◆ **Aim of the task**
Spot each line that carries the word "with"; copy those lines.

#### Supplied information

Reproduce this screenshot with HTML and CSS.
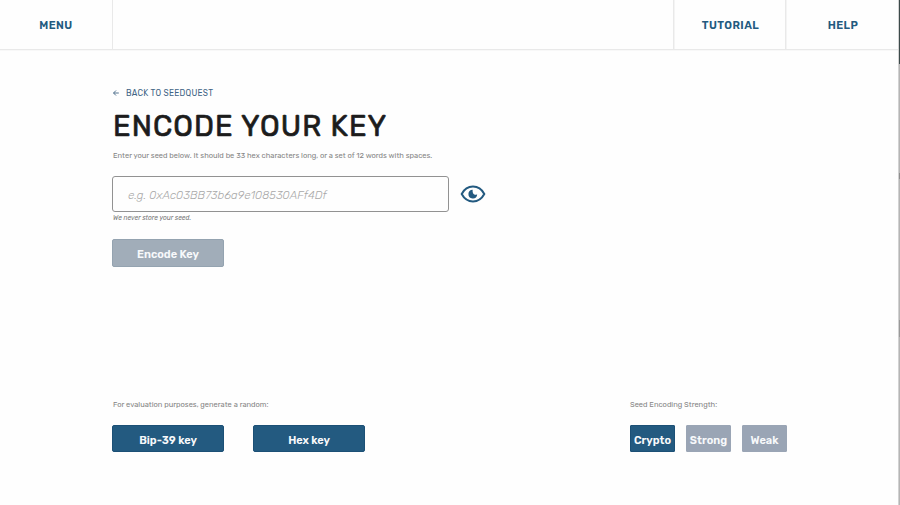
FILE: index.html
```html
<!DOCTYPE html>
<html lang="en">
<head>
<meta charset="utf-8">
<title>SeedQuest</title>
<link rel="stylesheet" href="styles.css">
</head>
<body>
<div class="page">
  <header class="nav">
    <a class="nav-item nav-menu">MENU</a>
    <span class="nav-space"></span>
    <a class="nav-item nav-tutorial">TUTORIAL</a>
    <a class="nav-item nav-help">HELP</a>
  </header>
  <main class="content">
    <a class="back">
      <svg class="arrow" viewBox="0 0 6 6"><path d="M5.8 3H.6M3 .5.5 3 3 5.5"/></svg>
      <span>BACK TO SEEDQUEST</span>
    </a>
    <h1 class="title">ENCODE YOUR KEY</h1>
    <p class="intro">Enter your seed below. It should be 33 hex characters long, or a set of 12 words with spaces.</p>
    <div class="field-row">
      <div class="field"><span>e.g. 0xAc03BB73b6a9e108530AFf4Df</span></div>
      <svg class="eye" viewBox="0 0 26 18">
        <path class="lid" d="M1.7 9C4.3 4.1 8.5 1.6 13 1.6S21.700 4.100 24.300 9C21.700 13.900 17.500 16.400 13 16.400S4.300 13.900 1.700 9Z"/>
        <path class="pupil" d="M12.700 4.700A4.400 4.400 0 1 0 17.200 9.600C15.500 10 13.700 9.500 13.100 8.200 12.500 7 12.600 5.800 12.700 4.700Z"/>
      </svg>
    </div>
    <p class="note">We never store your seed.</p>
    <a class="button muted encode">Encode Key</a>
  </main>
  <footer class="tools">
    <section>
      <p class="label random-label">For evaluation purposes, generate a random:</p>
      <div class="random-keys">
        <a class="button bip">Bip-39 key</a>
        <a class="button hex">Hex key</a>
      </div>
    </section>
    <section>
      <p class="label strength-label">Seed Encoding Strength:</p>
      <div class="strengths">
        <a class="button small crypto">Crypto</a>
        <a class="button small off strong">Strong</a>
        <a class="button small off weak">Weak</a>
      </div>
    </section>
  </footer>
</div>
<div class="edge"></div>
</body>
</html>
```
FILE: styles.css
```css
* { box-sizing: border-box; }
body {
  margin: 0;
  display: flex;
  width: 900px;
  height: 505px;
  overflow: hidden;
  background: #fefefe;
  font-family: Rubik, Roboto, sans-serif;
  color: #235a80;
}
h1, p { margin: 0; }
a, p, h1, span { white-space: nowrap; }
.page { width: 898px; display: flex; flex-direction: column; }
.edge {
  width: 2px;
  border-left: 1px solid #d2d2d2;
  background: linear-gradient(#3c4a4a 64px, #b5b5b5 64px, #b5b5b5 173px, #8e8e8e 173px, #8e8e8e 179px, #b5b5b5 179px, #b5b5b5 320px, #999 320px, #999 337px, #b5b5b5 337px);
}
.nav { display: flex; height: 50px; border-bottom: 1px solid #e9e9e9; box-shadow: 0 1px #f8f8f8; }
.nav-item {
  display: flex;
  align-items: center;
  justify-content: center;
  width: 113px;
  padding-top: 2px;
  font-size: 11px;
  font-weight: 600;
  letter-spacing: .4px;
}
.nav-menu { border-right: 1px solid #e9e9e9; }
.nav-space { flex: 1; }
.nav-tutorial, .nav-help { border-left: 1px solid #e9e9e9; box-shadow: inset 1px 0 #f4f4f4; }
.nav-tutorial { width: 112px; padding-left: 2px; }
.nav-help { padding-left: 2px; }
.content { padding: 38px 0 0 112px; }
.back { display: flex; align-items: center; height: 10px; gap: 7px; padding-left: 1px; font-size: 8.300px; letter-spacing: .26px; color: #416485; }
.arrow { width: 6px; height: 6px; fill: none; stroke: #416485; stroke-width: .9; }
.title { height: 36px; margin-top: 10px; padding-left: 1px; line-height: 36px; font-size: 29px; font-weight: 400; letter-spacing: 1.080px; color: #1c1c1c; -webkit-text-stroke: .7px #1c1c1c; }
.intro { height: 10px; margin-top: 7px; padding-left: 1px; line-height: 10px; font-size: 7.500px; color: #858585; }
.field-row { display: flex; align-items: center; height: 36px; margin-top: 15px; gap: 12px; }
.field { display: flex; align-items: center; width: 337px; height: 36px; padding: 2px 0 0 15px; border: 1px solid #929292; border-radius: 3px; font-size: 11.600px; font-weight: 300; font-style: italic; color: #a8a8a8; }
.eye { width: 26px; height: 18px; margin-left: -1px; }
.lid { fill: none; stroke: #235a80; stroke-width: 2; }
.pupil { fill: #235a80; }
.note { height: 9px; margin-top: 2px; padding-left: 1px; line-height: 9px; font-size: 6.600px; font-style: italic; color: #777; }
.button {
  display: flex;
  align-items: center;
  justify-content: center;
  width: 112px;
  height: 27px;
  padding-top: 3px;
  border: 1px solid #1c5076;
  border-radius: 2px;
  background: #235a80;
  color: #f7f9fb;
  font-size: 11px;
  font-weight: 600;
}
.muted { background: #a1adb9; border-color: #94a3b0; }
.encode { height: 28px; padding-top: 2px; margin-top: 16px; }
.tools { display: flex; justify-content: space-between; margin-top: 133px; padding: 0 111px 0 112px; }
.label { height: 10px; padding-left: 1px; line-height: 10px; font-size: 7.500px; color: #858585; }
.strength-label { padding-left: 0; }
.random-keys, .strengths { display: flex; margin-top: 15px; }
.random-keys { gap: 29px; }
.strengths { gap: 11px; }
.small { width: 45px; border-radius: 1px; }
.off { background: #9aa5b5; border-color: #9aa5b5; }
```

########

◆ **Final answer**
Reproduce this screenshot with HTML and CSS.
    <p class="intro">Enter your seed below. It should be 33 hex characters long, or a set of 12 words with spaces.</p>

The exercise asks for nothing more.